For those other people who saw that a High School education was a requirement for later vocational success for their children, the establishment of a Technical High School that prepared children for the national examinations and gave them understandings of commercial and technical practice, was vital to their future and their town.

IIn 1919 the school opened at the Technical School building in Princes Street and two years later moved to a new site in Camberwell Road. The School opened with a roll of 180, an advance on the District High School Secondary Department of 34 just two years before. The new school drew on a wide country district with many pupils arriving by trains from Eltham and Patea. An initial staff of eleven taught a range of subjects grouped into Courses: Literary, Commercial, Domestic Science, Engineering and Agriculture. The Literary and Commercial Courses led to the national examinations and were followed by 80% of the students. Agriculture seems never to have been a popular Course. It must be borne in mind that until the 1940s, large numbers of pupils left school at standard 6 and went directly into farm or domestic work.

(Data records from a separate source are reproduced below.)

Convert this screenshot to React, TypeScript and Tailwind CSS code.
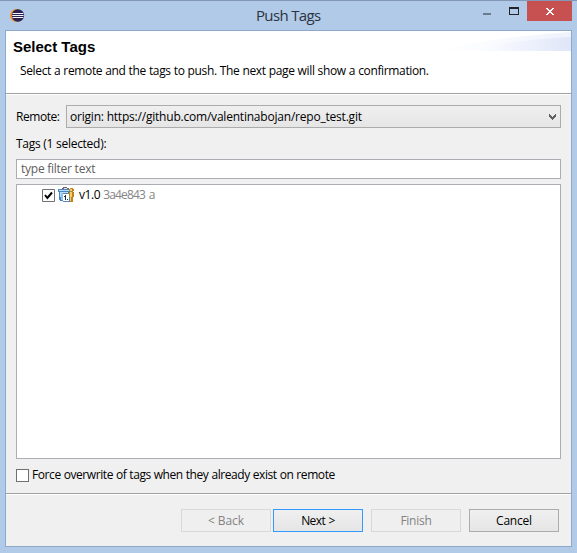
import type { ReactNode } from "react";

function EclipseLogo() {
  return (
    <svg className="ml-[10px] mt-[8px] h-[15px] w-[15px] shrink-0" viewBox="0 0 15 15">
      <circle cx="6.4" cy="6.5" r="6.4" fill="#f79422" />
      <circle cx="7.9" cy="6.5" r="6.2" fill="#2c2255" />
      <path d="M2.5 4.5h10.8M2.2 6.5h11.4M2.5 8.5h10.8" stroke="#f4f4fa" strokeWidth="1" />
    </svg>
  );
}

function TagIcon() {
  return (
    <svg className="ml-[3px] h-[16px] w-[17px]" viewBox="0 0 17 16" shapeRendering="crispEdges">
      <path d="M4 1h1v-1h4v1h2v1h-7z" fill="#805e70" />
      <path d="M6 1h3v1h-3z" fill="#dbe8f5" />
      <path d="M0 2h12v3h-1v9h-9v-1h-1v-8h-1z" fill="#4a86c2" />
      <path d="M1 3h10v1h-10zM2 5h8v8h-7v-3h-1z" fill="#b5dcf8" />
      <path d="M3 6h2v7h-2z" fill="#8fc3ec" />
      <path d="M5 6h7v9h-7z" fill="#5b82b0" />
      <path d="M5 7h6v7h-6z" fill="#ffffff" />
      <path d="M7 8h1v5h-1zM6 9h1v1h-1zM9 12h1v1h-1z" fill="#172d50" />
      <path d="M12 1h3v1h1v2h-1v1h1v5h-1v5h-3v-5h-1v-5h1v-1h-1v-2h1z" fill="#bd831c" />
      <path d="M12 2h2v2h-2zM12 5h2v5h-1v4h-1z" fill="#f4cf67" />
    </svg>
  );
}

function PushButton({ children, className }: { children: ReactNode; className: string }) {
  return (
    <button className={`h-[23px] w-[90px] border text-center leading-[21px] ${className}`}>{children}</button>
  );
}

export default function App() {
  return (
    <div className="flex h-[553px] w-[577px] flex-col overflow-hidden border-t border-[#8497b5] bg-[#b0cae8] font-['Open_Sans','Noto_Sans',sans-serif] text-[12px] text-black">
      <header className="flex h-[29px] shrink-0 items-start">
        <EclipseLogo />
        <h1 className="ml-[231px] mt-[4px] w-[100px] whitespace-nowrap text-[15px] leading-[20px] tracking-[-0.65px] text-[#2c3340]">Push Tags</h1>
        <div className="ml-auto mr-[5px] flex items-start">
          <svg className="h-[20px] w-[45px]" viewBox="0 0 45 20" shapeRendering="crispEdges">
            <path d="M1 12h8v2h-8z" fill="#6b7c91" />
            <path fillRule="evenodd" d="M27 6h10v8h-10zM28 8v5h8v-5z" fill="#222428" />
          </svg>
          <svg className="h-[20px] w-[45px] bg-[#c75050]" viewBox="0 0 45 20" shapeRendering="crispEdges">
            <path d="M19 7h2v1h1v1h2v-1h1v-1h2v1h-1v1h-1v1h-1v1h1v1h1v1h1v1h-2v-1h-1v-1h-2v1h-1v1h-2v-1h1v-1h1v-1h1v-1h-1v-1h-1v-1h-1z" fill="#ffffff" />
          </svg>
        </div>
      </header>

      <main className="mx-[5px] flex h-[517px] w-[567px] shrink-0 flex-col border border-[#8da8c8] bg-[#f0f0f0]">
        <section className="flex h-[62px] shrink-0 justify-between bg-white">
          <div className="w-[425px] whitespace-nowrap">
            <h2 className="pl-[7px] pt-[7px] font-['Liberation_Sans',Arial,sans-serif] text-[15px] font-bold leading-[18px]">Select Tags</h2>
            <p className="pl-[14px] pt-[7px] leading-[16px] tracking-[-0.36px] [word-spacing:0.3px]">Select a remote and the tags to push. The next page will show a confirmation.</p>
          </div>
          <svg className="h-[20px] w-[140px] shrink-0" viewBox="0 0 140 20">
            <defs>
              <linearGradient id="swoosh"><stop stopColor="#fff" /><stop offset="0.3" stopColor="#f8faff" /><stop offset="1" stopColor="#dfe6f8" /></linearGradient>
              <linearGradient id="glow"><stop stopColor="#fff" /><stop offset="0.4" stopColor="#fafcff" /><stop offset="1" stopColor="#eef2fc" /></linearGradient>
            </defs>
            <path d="M0 20Q70 5 140 1V20z" fill="url(#glow)" />
            <path d="M30 20Q90 8 140 6V20z" fill="url(#swoosh)" />
          </svg>
        </section>
        <div className="h-[2px] shrink-0 border-b border-t border-b-white border-t-[#a0a0a0]" />

        <section className="flex h-[398px] shrink-0 flex-col px-[10px] pt-[10px]">
          <div className="flex h-[23px] shrink-0 items-center">
            <label className="w-[50px] whitespace-nowrap tracking-[-0.45px]">Remote:</label>
            <div className="flex h-[23px] w-[495px] items-center justify-between border border-[#acacac] bg-gradient-to-b from-[#f0f0f0] to-[#e5e5e5] pl-[3px] pr-[3px]">
              <span className="whitespace-nowrap tracking-[-0.21px]">origin: https://github.com/valentinabojan/repo_test.git</span>
              <svg className="h-[7px] w-[8px]" viewBox="0 0 8 7" shapeRendering="crispEdges">
                <path d="M0 1h1v1h1v1h1v1h1v-1h1v-1h1v-1h1v3h-1v1h-1v1h-1v1h-1v-1h-1v-1h-1v-1h-1z" fill="#606060" />
              </svg>
            </div>
          </div>
          <div className="mt-[8px] h-[16px] shrink-0 leading-[16px] tracking-[-0.27px]">Tags (1 selected):</div>
          <div className="mt-[7px] h-[20px] shrink-0 border border-[#abadb3] bg-white pl-[4px] leading-[18px] tracking-[-0.25px] text-[#606060]">type filter text</div>
          <div className="mt-[5px] h-[275px] shrink-0 border border-[#abadb3] bg-white">
            <div className="ml-[25px] mt-[1px] flex h-[18px] items-center">
              <svg className="h-[13px] w-[13px]" viewBox="0 0 13 13">
                <path d="M.5 .5h12v12h-12z" fill="#fff" stroke="#707070" />
                <path d="M3 6l2.4 3L10 3.5" fill="none" stroke="#000" strokeWidth="2" />
              </svg>
              <TagIcon />
              <span className="ml-[4px] tracking-[-0.4px]">v1.0</span>
              <span className="ml-[3px] tracking-[-0.85px] text-[#858585] [word-spacing:1.5px]">3a4e843 a</span>
            </div>
          </div>
          <label className="mt-[7px] flex h-[18px] shrink-0 items-center">
            <span className="h-[13px] w-[13px] border border-[#707070] bg-white" />
            <span className="ml-[3px] whitespace-nowrap tracking-[-0.42px] [word-spacing:0.25px]">Force overwrite of tags when they already exist on remote</span>
          </label>
        </section>

        <div className="h-[2px] shrink-0 border-b border-t border-b-white border-t-[#a0a0a0]" />
        <footer className="flex justify-end pr-[12px] pt-[14px]">
          <PushButton className="border-[#d9d9d9] bg-[#efefef] tracking-[-0.1px] text-[#838383]">&lt; Back</PushButton>
          <PushButton className="ml-[2px] border-[#3399ff] bg-gradient-to-b from-[#f0f0f0] to-[#e5e5e5] tracking-[-0.6px] [word-spacing:1px]">Next &gt;</PushButton>
          <PushButton className="ml-[8px] border-[#d9d9d9] bg-[#efefef] tracking-[-0.25px] text-[#838383]">Finish</PushButton>
          <PushButton className="ml-[8px] border-[#acacac] bg-gradient-to-b from-[#f0f0f0] to-[#e5e5e5] tracking-[-0.2px]">Cancel</PushButton>
        </footer>
      </main>
    </div>
  );
}
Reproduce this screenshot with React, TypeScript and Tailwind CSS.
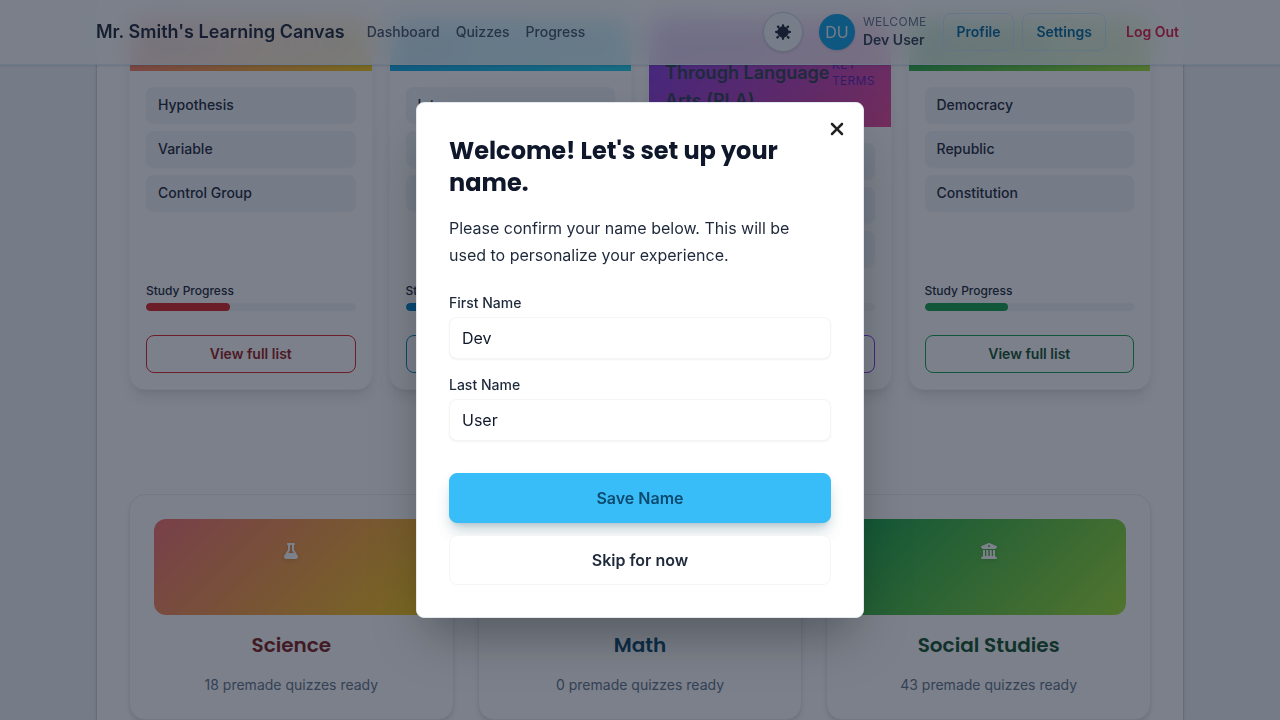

The need to prove academic success was no doubt in the mind of both the staff and students. Scholarships and examination successes were soon taken and confirmed the community’s confidence in their school. In the 1930s, about 38% of the pupils had been over two years in the school: a much larger proportion than other secondary schools and three times that of most Technical Schools. This reveals something of the esteem in which secondary schooling was held in Hawera. A student from the time says “All seven of us went to the Hawera High School – how he (my father) managed it I shall never know.” Members of that family went on to gain considerable academic success.

The teachers of the school have enriched the life of the community and prominent local people have taken part in the life of the school, such as the contribution to school music made by HCA Fox from 1929 to 1945.

As universal secondary schooling was achieved in the 1940s, the school roll and its Curriculum changed. At the end of the 1930s the school catered for about 400 pupils but many factors contributed to a roll increase of nearly three times by 1970, making the school one of the largest of its kind at that time. As secondary schools were established in Patea and Opunake, the school’s district has altered and with all pupils now spending three or more years in the school, both its role and relationship with the community is greatly changed from that of catering for a fortunate 180 pupils in 1919.

Adult education has been a feature of the school. As far back as 1909, the Technical School provided both day and evening classes for adult students. In 1930 Evening Classes were re-established and have become a feature of the High School’s role in the community. In more recent times the Taranaki Polytechnic has developed on some areas of the provision of adult education that had developed at Hawera High School.

The changing South Taranaki community will continue to be reflected in the changes that will be seen in the Hawera High School in the fourth quarter of its first century.